■ Work to do
Below are records to transcribe exactly, without their pictures.
─── Extracted entries ───
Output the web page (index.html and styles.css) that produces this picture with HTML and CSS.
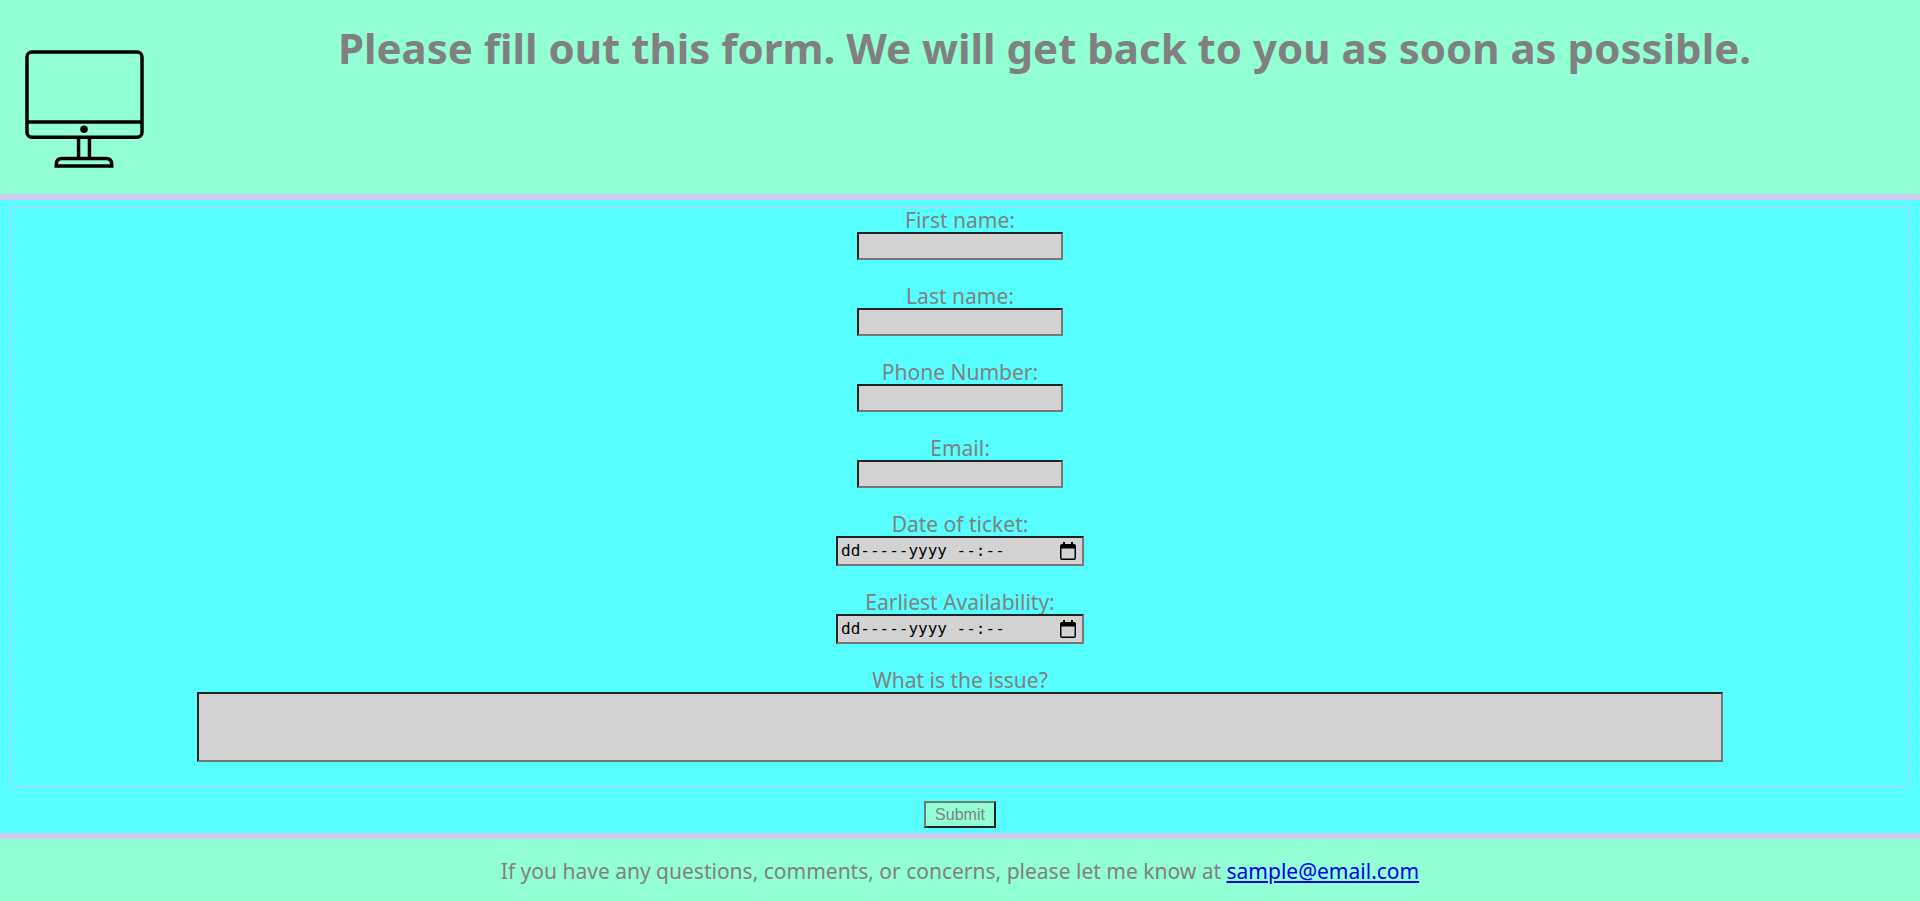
FILE: index.html
```html
<!DOCTYPE html>
<html lang="en">
<head>
<meta charset="utf-8">
<title>Support ticket</title>
<link rel="stylesheet" href="styles.css">
</head>
<body>
<header class="header">
  <svg class="logo" viewBox="0 0 120 120" fill="none" stroke="#000" stroke-width="3.5" aria-hidden="true">
    <rect x="2" y="2" width="116" height="86" rx="5"/>
    <path d="M2 72.500H118M54 88V109M65 88V109"/>
    <circle cx="59.500" cy="80" r="3.800" fill="#000" stroke="none"/>
    <path d="M31.500 117V115Q32 109.500 37 109.500H82Q87 109.500 87.500 115V117Z"/>
  </svg>
  <h1 class="title">Please fill out this form. We will get back to you as soon as possible.</h1>
</header>
<main class="main">
  <form class="form">
    <div class="fields">
      <div class="field"><label for="first">First name:</label><input class="text" id="first" type="text"></div>
      <div class="field"><label for="last">Last name:</label><input class="text" id="last" type="text"></div>
      <div class="field"><label for="phone">Phone Number:</label><input class="text" id="phone" type="tel"></div>
      <div class="field"><label for="email">Email:</label><input class="text" id="email" type="email"></div>
      <div class="field"><label for="ticket">Date of ticket:</label>
        <div class="date"><input class="date-text" id="ticket" type="text" value="dd-----yyyy --:--"><button class="picker" type="button" aria-label="Pick ticket date"><svg class="calendar" viewBox="0 0 16 18" aria-hidden="true"><path fill-rule="evenodd" d="M3 0H5V2H11V0H13V2H14Q16 2 16 4V16Q16 18 14 18H2Q0 18 0 16V4Q0 2 2 2H3ZM1.500 6.500V16.500H14.500V6.500Z"/></svg></button></div>
      </div>
      <div class="field"><label for="available">Earliest Availability:</label>
        <div class="date"><input class="date-text" id="available" type="text" value="dd-----yyyy --:--"><button class="picker" type="button" aria-label="Pick availability date"><svg class="calendar" viewBox="0 0 16 18" aria-hidden="true"><path fill-rule="evenodd" d="M3 0H5V2H11V0H13V2H14Q16 2 16 4V16Q16 18 14 18H2Q0 18 0 16V4Q0 2 2 2H3ZM1.500 6.500V16.500H14.500V6.500Z"/></svg></button></div>
      </div>
      <div class="field"><label for="issue">What is the issue?</label><textarea class="issue" id="issue"></textarea></div>
    </div>
    <button class="submit" type="submit">Submit</button>
  </form>
</main>
<footer class="footer">If you have any questions, comments, or concerns, please let me know at <a class="mail" href="mailto:sample@email.com">sample@email.com</a></footer>
</body>
</html>
```
FILE: styles.css
```css
* { box-sizing: border-box; }

body {
  margin: 0;
  min-height: 100vh;
  display: flex;
  flex-direction: column;
  background: #93ffd4;
  color: #808080;
  font: 21px/24px "Noto Sans", sans-serif;
}

.header {
  display: flex;
  align-items: flex-start;
  border-bottom: 6px solid #ccccf0;
}

.logo {
  flex: none;
  width: 119px;
  height: 119px;
  margin: 50px 25px 25px;
}

.title {
  flex: 1;
  margin: 24px 0 0;
  text-align: center;
  font-size: 42px;
  line-height: 48px;
}

.main {
  padding: 6px 10px 5px;
  background: #57ffff;
  border-bottom: 6px solid #ccccf0;
}

.form {
  display: flex;
  flex-direction: column;
  align-items: center;
  gap: 13px;
}

.fields {
  width: 100%;
  display: flex;
  flex-direction: column;
  gap: 24px;
  padding-bottom: 24px;
  border: 2px dotted #ccccf0;
}

.field {
  display: flex;
  flex-direction: column;
  align-items: center;
}

.text, .date, .issue {
  background: #d3d3d3;
  border: 2px inset #767676;
  border-radius: 0;
}

.text {
  width: 206px;
  height: 28px;
}

.date {
  display: flex;
  align-items: center;
  justify-content: space-between;
  width: 248px;
  height: 30px;
  padding: 0 6px 0 3px;
}

.date-text {
  width: 190px;
  padding: 0;
  border: 0;
  background: none;
  color: #000;
  font: 16px/24px "DejaVu Sans Mono", monospace;
}

.picker {
  display: flex;
  padding: 0;
  border: 0;
  background: none;
}

.calendar {
  width: 16px;
  height: 18px;
}

.issue {
  width: 80.5%;
  height: 70px;
  resize: none;
}

.submit {
  padding: 0 9px;
  height: 27px;
  background: #93ffd4;
  border: 2px outset #767676;
  color: #808080;
  font: 16px/20px "Liberation Sans", Arial, sans-serif;
}

.footer {
  padding: 20px 16px 18px;
  text-align: center;
}

.mail { color: #0000ee; }
```
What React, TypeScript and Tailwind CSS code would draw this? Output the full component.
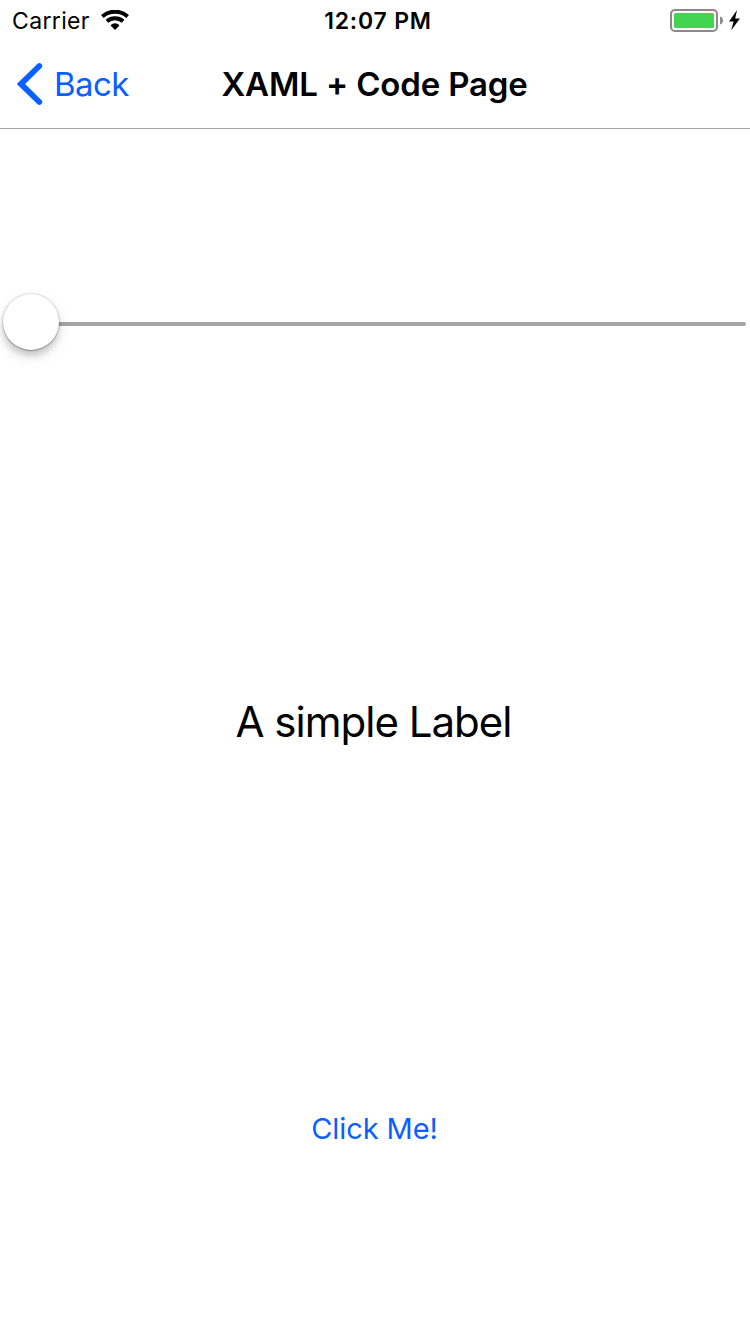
───
■ Reply
Output the web page (index.html and styles.css) that produces this picture with HTML and CSS.
FILE: index.html
```html
<!DOCTYPE html>
<html lang="en">
<head>
<meta charset="utf-8">
<title>Support ticket</title>
<link rel="stylesheet" href="styles.css">
</head>
<body>
<header class="header">
  <svg class="logo" viewBox="0 0 120 120" fill="none" stroke="#000" stroke-width="3.5" aria-hidden="true">
    <rect x="2" y="2" width="116" height="86" rx="5"/>
    <path d="M2 72.500H118M54 88V109M65 88V109"/>
    <circle cx="59.500" cy="80" r="3.800" fill="#000" stroke="none"/>
    <path d="M31.500 117V115Q32 109.500 37 109.500H82Q87 109.500 87.500 115V117Z"/>
  </svg>
  <h1 class="title">Please fill out this form. We will get back to you as soon as possible.</h1>
</header>
<main class="main">
  <form class="form">
    <div class="fields">
      <div class="field"><label for="first">First name:</label><input class="text" id="first" type="text"></div>
      <div class="field"><label for="last">Last name:</label><input class="text" id="last" type="text"></div>
      <div class="field"><label for="phone">Phone Number:</label><input class="text" id="phone" type="tel"></div>
      <div class="field"><label for="email">Email:</label><input class="text" id="email" type="email"></div>
      <div class="field"><label for="ticket">Date of ticket:</label>
        <div class="date"><input class="date-text" id="ticket" type="text" value="dd-----yyyy --:--"><button class="picker" type="button" aria-label="Pick ticket date"><svg class="calendar" viewBox="0 0 16 18" aria-hidden="true"><path fill-rule="evenodd" d="M3 0H5V2H11V0H13V2H14Q16 2 16 4V16Q16 18 14 18H2Q0 18 0 16V4Q0 2 2 2H3ZM1.500 6.500V16.500H14.500V6.500Z"/></svg></button></div>
      </div>
      <div class="field"><label for="available">Earliest Availability:</label>
        <div class="date"><input class="date-text" id="available" type="text" value="dd-----yyyy --:--"><button class="picker" type="button" aria-label="Pick availability date"><svg class="calendar" viewBox="0 0 16 18" aria-hidden="true"><path fill-rule="evenodd" d="M3 0H5V2H11V0H13V2H14Q16 2 16 4V16Q16 18 14 18H2Q0 18 0 16V4Q0 2 2 2H3ZM1.500 6.500V16.500H14.500V6.500Z"/></svg></button></div>
      </div>
      <div class="field"><label for="issue">What is the issue?</label><textarea class="issue" id="issue"></textarea></div>
    </div>
    <button class="submit" type="submit">Submit</button>
  </form>
</main>
<footer class="footer">If you have any questions, comments, or concerns, please let me know at <a class="mail" href="mailto:sample@email.com">sample@email.com</a></footer>
</body>
</html>
```
FILE: styles.css
```css
* { box-sizing: border-box; }

body {
  margin: 0;
  min-height: 100vh;
  display: flex;
  flex-direction: column;
  background: #93ffd4;
  color: #808080;
  font: 21px/24px "Noto Sans", sans-serif;
}

.header {
  display: flex;
  align-items: flex-start;
  border-bottom: 6px solid #ccccf0;
}

.logo {
  flex: none;
  width: 119px;
  height: 119px;
  margin: 50px 25px 25px;
}

.title {
  flex: 1;
  margin: 24px 0 0;
  text-align: center;
  font-size: 42px;
  line-height: 48px;
}

.main {
  padding: 6px 10px 5px;
  background: #57ffff;
  border-bottom: 6px solid #ccccf0;
}

.form {
  display: flex;
  flex-direction: column;
  align-items: center;
  gap: 13px;
}

.fields {
  width: 100%;
  display: flex;
  flex-direction: column;
  gap: 24px;
  padding-bottom: 24px;
  border: 2px dotted #ccccf0;
}

.field {
  display: flex;
  flex-direction: column;
  align-items: center;
}

.text, .date, .issue {
  background: #d3d3d3;
  border: 2px inset #767676;
  border-radius: 0;
}

.text {
  width: 206px;
  height: 28px;
}

.date {
  display: flex;
  align-items: center;
  justify-content: space-between;
  width: 248px;
  height: 30px;
  padding: 0 6px 0 3px;
}

.date-text {
  width: 190px;
  padding: 0;
  border: 0;
  background: none;
  color: #000;
  font: 16px/24px "DejaVu Sans Mono", monospace;
}

.picker {
  display: flex;
  padding: 0;
  border: 0;
  background: none;
}

.calendar {
  width: 16px;
  height: 18px;
}

.issue {
  width: 80.5%;
  height: 70px;
  resize: none;
}

.submit {
  padding: 0 9px;
  height: 27px;
  background: #93ffd4;
  border: 2px outset #767676;
  color: #808080;
  font: 16px/20px "Liberation Sans", Arial, sans-serif;
}

.footer {
  padding: 20px 16px 18px;
  text-align: center;
}

.mail { color: #0000ee; }
```
What React, TypeScript and Tailwind CSS code would draw this? Output the full component.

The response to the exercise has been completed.